Karen is frequently erroneously credited as having been the first woman Train Driver on British Rail, often by seemingly credible sources including ASLEF, and by herself during interviews, but this is incorrect.

In reality, the first woman to join British Rail’s footplate 'line of promotion’ was Jacquie Abberley in 1978 who commenced as a Traction Trainee at Cricklewood depot, and then transferred to Mallaig as a ‘Secondman’ (aka Driver’s Assistant).

Karen was the last of six women to join British Rail as a secondman in 1979, the others being: Celine Rocchia at Ripple Lane Apr 1979; Sarah Baldwin at Brighton Jun 1979; Tina Whybrow at Hither Green Jun 1979; Anne Winter at Norwood Aug 1979; Patricia Roche at Kings Cross Oct 1979.

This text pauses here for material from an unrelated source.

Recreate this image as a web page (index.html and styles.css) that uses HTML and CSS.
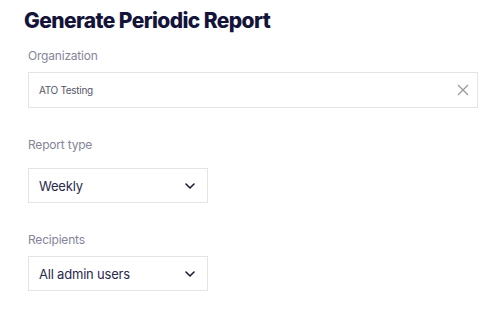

In January 2023, a mural was unveiled at Euston station celebrating Harrison. It had been commissioned by Avanti West Coast as part of the operator's campaign for a fifth of new recruits to be women. Although the accompanying narrative, "She was the first woman to be accepted to train as a driver on Britain's railways." in the press release is wholly incorrect, and takes away the rightful recognitions that belong to Jacquie, Anne and Celine. Karen's sister said she hoped Harrison would continue to "inspire women to consider train driving".

In August 2025, Class 66 66710 was named Karen Harrison at the Greatest Gathering in Derby.

One of the Tunnel Boring Machines used on HS2 for the Euston Tunnels was named Karen in honour of Harrison.